◆ **Written task**
Every line of the material is to be repeated exactly as it stands.

** start **

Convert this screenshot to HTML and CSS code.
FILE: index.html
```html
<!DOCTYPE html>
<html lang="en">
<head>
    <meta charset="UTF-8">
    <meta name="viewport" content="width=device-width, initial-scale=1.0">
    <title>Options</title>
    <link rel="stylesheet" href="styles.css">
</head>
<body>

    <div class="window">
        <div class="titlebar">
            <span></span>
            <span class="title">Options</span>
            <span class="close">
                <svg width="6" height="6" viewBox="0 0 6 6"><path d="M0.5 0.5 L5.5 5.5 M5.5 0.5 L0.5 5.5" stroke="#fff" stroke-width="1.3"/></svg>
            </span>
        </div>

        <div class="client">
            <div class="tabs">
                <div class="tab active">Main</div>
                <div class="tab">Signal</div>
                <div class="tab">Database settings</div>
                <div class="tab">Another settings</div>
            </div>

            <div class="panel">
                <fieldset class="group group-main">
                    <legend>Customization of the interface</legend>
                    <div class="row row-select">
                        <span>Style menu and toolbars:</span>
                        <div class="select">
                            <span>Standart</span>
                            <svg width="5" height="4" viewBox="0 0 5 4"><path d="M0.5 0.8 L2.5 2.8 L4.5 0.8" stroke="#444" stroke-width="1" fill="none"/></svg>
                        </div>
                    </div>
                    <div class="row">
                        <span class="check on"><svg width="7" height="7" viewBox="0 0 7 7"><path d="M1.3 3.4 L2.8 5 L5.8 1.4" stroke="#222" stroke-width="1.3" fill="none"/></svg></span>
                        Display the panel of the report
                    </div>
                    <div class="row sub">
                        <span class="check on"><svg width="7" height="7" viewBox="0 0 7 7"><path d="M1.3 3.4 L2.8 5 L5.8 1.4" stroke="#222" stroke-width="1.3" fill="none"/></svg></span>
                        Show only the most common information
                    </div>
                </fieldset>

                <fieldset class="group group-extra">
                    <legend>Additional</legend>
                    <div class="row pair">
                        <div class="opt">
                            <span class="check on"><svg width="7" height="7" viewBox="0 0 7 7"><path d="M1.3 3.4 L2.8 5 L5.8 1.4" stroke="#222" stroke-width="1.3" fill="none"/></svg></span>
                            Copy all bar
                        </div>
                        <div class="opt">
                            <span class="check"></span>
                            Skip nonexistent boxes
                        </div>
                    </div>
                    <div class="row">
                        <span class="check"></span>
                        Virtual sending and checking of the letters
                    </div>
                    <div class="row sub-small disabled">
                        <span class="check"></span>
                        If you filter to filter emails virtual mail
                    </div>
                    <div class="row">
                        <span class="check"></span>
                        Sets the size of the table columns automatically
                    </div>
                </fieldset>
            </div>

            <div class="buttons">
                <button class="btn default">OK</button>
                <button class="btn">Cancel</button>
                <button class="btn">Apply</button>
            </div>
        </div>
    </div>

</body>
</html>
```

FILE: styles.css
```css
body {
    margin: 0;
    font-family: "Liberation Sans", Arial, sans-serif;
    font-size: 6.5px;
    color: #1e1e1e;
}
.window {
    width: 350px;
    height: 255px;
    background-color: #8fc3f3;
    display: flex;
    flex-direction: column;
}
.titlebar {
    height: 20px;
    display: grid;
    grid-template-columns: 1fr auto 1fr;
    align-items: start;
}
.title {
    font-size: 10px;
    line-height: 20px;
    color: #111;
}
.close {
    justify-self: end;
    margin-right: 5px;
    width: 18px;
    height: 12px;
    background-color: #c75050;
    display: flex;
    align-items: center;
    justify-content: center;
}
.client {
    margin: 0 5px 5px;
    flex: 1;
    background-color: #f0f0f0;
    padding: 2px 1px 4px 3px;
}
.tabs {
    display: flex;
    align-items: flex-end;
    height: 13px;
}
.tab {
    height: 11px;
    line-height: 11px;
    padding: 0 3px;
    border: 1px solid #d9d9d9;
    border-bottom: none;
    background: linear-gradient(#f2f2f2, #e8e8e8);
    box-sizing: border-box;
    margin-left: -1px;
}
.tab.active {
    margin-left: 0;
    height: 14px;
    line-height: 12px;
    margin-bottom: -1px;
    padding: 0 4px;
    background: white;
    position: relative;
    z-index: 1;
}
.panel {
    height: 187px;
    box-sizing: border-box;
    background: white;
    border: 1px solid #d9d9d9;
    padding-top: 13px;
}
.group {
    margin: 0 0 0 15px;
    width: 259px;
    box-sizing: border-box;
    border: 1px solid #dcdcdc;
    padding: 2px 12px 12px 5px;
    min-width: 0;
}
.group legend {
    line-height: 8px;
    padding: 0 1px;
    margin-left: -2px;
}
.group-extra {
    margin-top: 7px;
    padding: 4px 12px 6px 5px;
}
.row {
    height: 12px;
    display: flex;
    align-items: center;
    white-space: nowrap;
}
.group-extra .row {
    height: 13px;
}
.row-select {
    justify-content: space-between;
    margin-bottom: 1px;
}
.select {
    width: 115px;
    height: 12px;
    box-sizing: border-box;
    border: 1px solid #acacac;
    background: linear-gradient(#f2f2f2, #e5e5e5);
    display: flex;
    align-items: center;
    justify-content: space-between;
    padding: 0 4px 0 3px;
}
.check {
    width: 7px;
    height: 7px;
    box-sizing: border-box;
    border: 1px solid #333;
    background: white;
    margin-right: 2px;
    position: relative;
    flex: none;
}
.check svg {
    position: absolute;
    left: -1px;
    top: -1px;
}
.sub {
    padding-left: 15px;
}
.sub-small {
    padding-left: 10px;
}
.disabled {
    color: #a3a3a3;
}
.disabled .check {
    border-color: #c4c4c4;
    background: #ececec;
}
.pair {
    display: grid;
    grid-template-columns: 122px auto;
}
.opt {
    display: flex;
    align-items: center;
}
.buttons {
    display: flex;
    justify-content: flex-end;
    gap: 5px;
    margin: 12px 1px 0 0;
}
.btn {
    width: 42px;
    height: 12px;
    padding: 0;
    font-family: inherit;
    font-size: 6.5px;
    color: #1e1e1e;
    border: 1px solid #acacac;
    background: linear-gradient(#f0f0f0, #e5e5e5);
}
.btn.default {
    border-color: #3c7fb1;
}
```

** end **

◆ **Complete response**
Convert this screenshot to HTML and CSS code.
FILE: index.html
```html
<!DOCTYPE html>
<html lang="en">
<head>
    <meta charset="UTF-8">
    <meta name="viewport" content="width=device-width, initial-scale=1.0">
    <title>Options</title>
    <link rel="stylesheet" href="styles.css">
</head>
<body>

    <div class="window">
        <div class="titlebar">
            <span></span>
            <span class="title">Options</span>
            <span class="close">
                <svg width="6" height="6" viewBox="0 0 6 6"><path d="M0.5 0.5 L5.5 5.5 M5.5 0.5 L0.5 5.5" stroke="#fff" stroke-width="1.3"/></svg>
            </span>
        </div>

        <div class="client">
            <div class="tabs">
                <div class="tab active">Main</div>
                <div class="tab">Signal</div>
                <div class="tab">Database settings</div>
                <div class="tab">Another settings</div>
            </div>

            <div class="panel">
                <fieldset class="group group-main">
                    <legend>Customization of the interface</legend>
                    <div class="row row-select">
                        <span>Style menu and toolbars:</span>
                        <div class="select">
                            <span>Standart</span>
                            <svg width="5" height="4" viewBox="0 0 5 4"><path d="M0.5 0.8 L2.5 2.8 L4.5 0.8" stroke="#444" stroke-width="1" fill="none"/></svg>
                        </div>
                    </div>
                    <div class="row">
                        <span class="check on"><svg width="7" height="7" viewBox="0 0 7 7"><path d="M1.3 3.4 L2.8 5 L5.8 1.4" stroke="#222" stroke-width="1.3" fill="none"/></svg></span>
                        Display the panel of the report
                    </div>
                    <div class="row sub">
                        <span class="check on"><svg width="7" height="7" viewBox="0 0 7 7"><path d="M1.3 3.4 L2.8 5 L5.8 1.4" stroke="#222" stroke-width="1.3" fill="none"/></svg></span>
                        Show only the most common information
                    </div>
                </fieldset>

                <fieldset class="group group-extra">
                    <legend>Additional</legend>
                    <div class="row pair">
                        <div class="opt">
                            <span class="check on"><svg width="7" height="7" viewBox="0 0 7 7"><path d="M1.3 3.4 L2.8 5 L5.8 1.4" stroke="#222" stroke-width="1.3" fill="none"/></svg></span>
                            Copy all bar
                        </div>
                        <div class="opt">
                            <span class="check"></span>
                            Skip nonexistent boxes
                        </div>
                    </div>
                    <div class="row">
                        <span class="check"></span>
                        Virtual sending and checking of the letters
                    </div>
                    <div class="row sub-small disabled">
                        <span class="check"></span>
                        If you filter to filter emails virtual mail
                    </div>
                    <div class="row">
                        <span class="check"></span>
                        Sets the size of the table columns automatically
                    </div>
                </fieldset>
            </div>

            <div class="buttons">
                <button class="btn default">OK</button>
                <button class="btn">Cancel</button>
                <button class="btn">Apply</button>
            </div>
        </div>
    </div>

</body>
</html>
```

FILE: styles.css
```css
body {
    margin: 0;
    font-family: "Liberation Sans", Arial, sans-serif;
    font-size: 6.5px;
    color: #1e1e1e;
}
.window {
    width: 350px;
    height: 255px;
    background-color: #8fc3f3;
    display: flex;
    flex-direction: column;
}
.titlebar {
    height: 20px;
    display: grid;
    grid-template-columns: 1fr auto 1fr;
    align-items: start;
}
.title {
    font-size: 10px;
    line-height: 20px;
    color: #111;
}
.close {
    justify-self: end;
    margin-right: 5px;
    width: 18px;
    height: 12px;
    background-color: #c75050;
    display: flex;
    align-items: center;
    justify-content: center;
}
.client {
    margin: 0 5px 5px;
    flex: 1;
    background-color: #f0f0f0;
    padding: 2px 1px 4px 3px;
}
.tabs {
    display: flex;
    align-items: flex-end;
    height: 13px;
}
.tab {
    height: 11px;
    line-height: 11px;
    padding: 0 3px;
    border: 1px solid #d9d9d9;
    border-bottom: none;
    background: linear-gradient(#f2f2f2, #e8e8e8);
    box-sizing: border-box;
    margin-left: -1px;
}
.tab.active {
    margin-left: 0;
    height: 14px;
    line-height: 12px;
    margin-bottom: -1px;
    padding: 0 4px;
    background: white;
    position: relative;
    z-index: 1;
}
.panel {
    height: 187px;
    box-sizing: border-box;
    background: white;
    border: 1px solid #d9d9d9;
    padding-top: 13px;
}
.group {
    margin: 0 0 0 15px;
    width: 259px;
    box-sizing: border-box;
    border: 1px solid #dcdcdc;
    padding: 2px 12px 12px 5px;
    min-width: 0;
}
.group legend {
    line-height: 8px;
    padding: 0 1px;
    margin-left: -2px;
}
.group-extra {
    margin-top: 7px;
    padding: 4px 12px 6px 5px;
}
.row {
    height: 12px;
    display: flex;
    align-items: center;
    white-space: nowrap;
}
.group-extra .row {
    height: 13px;
}
.row-select {
    justify-content: space-between;
    margin-bottom: 1px;
}
.select {
    width: 115px;
    height: 12px;
    box-sizing: border-box;
    border: 1px solid #acacac;
    background: linear-gradient(#f2f2f2, #e5e5e5);
    display: flex;
    align-items: center;
    justify-content: space-between;
    padding: 0 4px 0 3px;
}
.check {
    width: 7px;
    height: 7px;
    box-sizing: border-box;
    border: 1px solid #333;
    background: white;
    margin-right: 2px;
    position: relative;
    flex: none;
}
.check svg {
    position: absolute;
    left: -1px;
    top: -1px;
}
.sub {
    padding-left: 15px;
}
.sub-small {
    padding-left: 10px;
}
.disabled {
    color: #a3a3a3;
}
.disabled .check {
    border-color: #c4c4c4;
    background: #ececec;
}
.pair {
    display: grid;
    grid-template-columns: 122px auto;
}
.opt {
    display: flex;
    align-items: center;
}
.buttons {
    display: flex;
    justify-content: flex-end;
    gap: 5px;
    margin: 12px 1px 0 0;
}
.btn {
    width: 42px;
    height: 12px;
    padding: 0;
    font-family: inherit;
    font-size: 6.5px;
    color: #1e1e1e;
    border: 1px solid #acacac;
    background: linear-gradient(#f0f0f0, #e5e5e5);
}
.btn.default {
    border-color: #3c7fb1;
}
```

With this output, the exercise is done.